__Required task__: It is required that the lines from the top of the listing through the line with "import React from" be reproduced exactly, excluding pictures.
=======
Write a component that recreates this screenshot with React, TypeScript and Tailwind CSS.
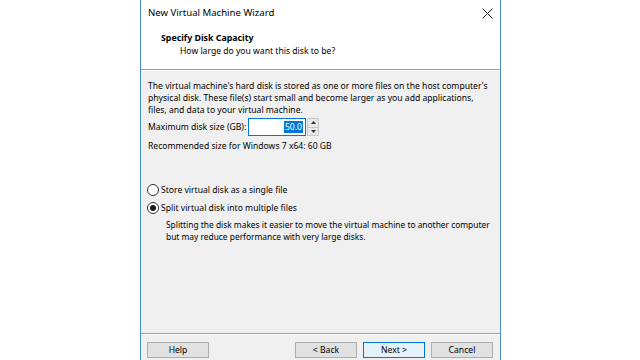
import React from "react";

function Radio({ checked }: { checked?: boolean }) {
  return (
    <span className="w-[12px] h-[12px] rounded-full border border-[#333333] bg-white flex items-center justify-center shrink-0">
      {checked && <span className="w-[6px] h-[6px] rounded-full bg-[#1a1a1a]" />}
    </span>
  );
}

function Btn({ label, primary }: { label: string; primary?: boolean }) {
  return (
    <div
      className={
        "w-[62px] h-[16px] flex items-center justify-center border text-[8.6px] leading-[12px] text-black " +
        (primary ? "border-[#0078d7] bg-[#e5f1fb]" : "border-[#adadad] bg-[#e1e1e1]")
      }
    >
      {label}
    </div>
  );
}

export default function App() {
  return (
    <div
      className="w-[640px] h-[360px] bg-white pl-[140px] overflow-hidden text-black"
      style={{ fontFamily: '"Noto Sans", "Open Sans", sans-serif' }}
    >
      <div className="w-[361px] h-[360px] border-x border-[#4a8fd6] flex flex-col">
        {/* title bar */}
        <div className="h-[26px] bg-white flex items-center justify-between pl-[7px] pr-[6px]">
          <span className="text-[9.6px] leading-[12px] whitespace-nowrap">New Virtual Machine Wizard</span>
          <svg width="11" height="11" viewBox="0 0 11 11" className="mr-[1px]">
            <path d="M0.5 0.5 L10.5 10.5 M10.5 0.5 L0.5 10.5" stroke="#222" strokeWidth="1" fill="none" />
          </svg>
        </div>
        {/* header */}
        <div className="h-[43px] bg-white flex flex-col pl-[20px] pt-[6px] whitespace-nowrap">
          <span className="text-[8.8px] leading-[12px] font-bold">Specify Disk Capacity</span>
          <span className="text-[8.6px] leading-[12px] pl-[19px] mt-[1px]">How large do you want this disk to be?</span>
        </div>
        <div className="h-px bg-[#a0a0a0]" />
        <div className="h-px bg-white" />
        {/* body */}
        <div className="flex-1 bg-[#f0f0f0] flex flex-col pl-[7px] pt-[9px] text-[8.6px] leading-[12px] whitespace-nowrap">
          <p>
            The virtual machine's hard disk is stored as one or more files on the host computer's
            <br />
            physical disk. These file(s) start small and become larger as you add applications,
            <br />
            files, and data to your virtual machine.
          </p>
          <div className="flex items-center mt-[2px] h-[18px]">
            <span className="w-[100px]">Maximum disk size (GB):</span>
            <div className="w-[58px] h-[18px] border border-[#0078d7] bg-white flex items-center justify-end pr-[2px]">
              <span className="bg-[#0078d7] text-white px-[1px]">50.0</span>
            </div>
            <div className="w-[12px] h-[18px] ml-[1px] flex flex-col border border-[#c8c8c8] bg-[#e8e8e8]">
              <div className="flex-1 flex items-center justify-center border-b border-[#c8c8c8]">
                <svg width="5" height="3" viewBox="0 0 5 3">
                  <path d="M0 3 L2.5 0 L5 3 Z" fill="#333" />
                </svg>
              </div>
              <div className="flex-1 flex items-center justify-center">
                <svg width="5" height="3" viewBox="0 0 5 3">
                  <path d="M0 0 L2.5 3 L5 0 Z" fill="#333" />
                </svg>
              </div>
            </div>
          </div>
          <p className="mt-[4px]">Recommended size for Windows 7 x64: 60 GB</p>
          <div className="flex items-center gap-[2px] mt-[32px] h-[12px] -ml-[1px]">
            <Radio />
            <span>Store virtual disk as a single file</span>
          </div>
          <div className="flex items-center gap-[2px] mt-[6px] h-[12px] -ml-[1px]">
            <Radio checked />
            <span>Split virtual disk into multiple files</span>
          </div>
          <p className="pl-[18px] mt-[5px] text-[8.4px]">
            Splitting the disk makes it easier to move the virtual machine to another computer
            <br />
            but may reduce performance with very large disks.
          </p>
        </div>
        <div className="h-px bg-[#a0a0a0]" />
        <div className="h-px bg-white" />
        {/* footer */}
        <div className="h-[25px] bg-[#f0f0f0] flex items-start pt-[7px] pl-[6px] pr-[7px]">
          <Btn label="Help" />
          <div className="flex-1" />
          <div className="flex gap-[6px]">
            <Btn label="< Back" />
            <Btn label="Next >" primary />
            <Btn label="Cancel" />
          </div>
        </div>
      </div>
    </div>
  );
}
=======
__Solved problem__:
Write a component that recreates this screenshot with React, TypeScript and Tailwind CSS.
import React from "react";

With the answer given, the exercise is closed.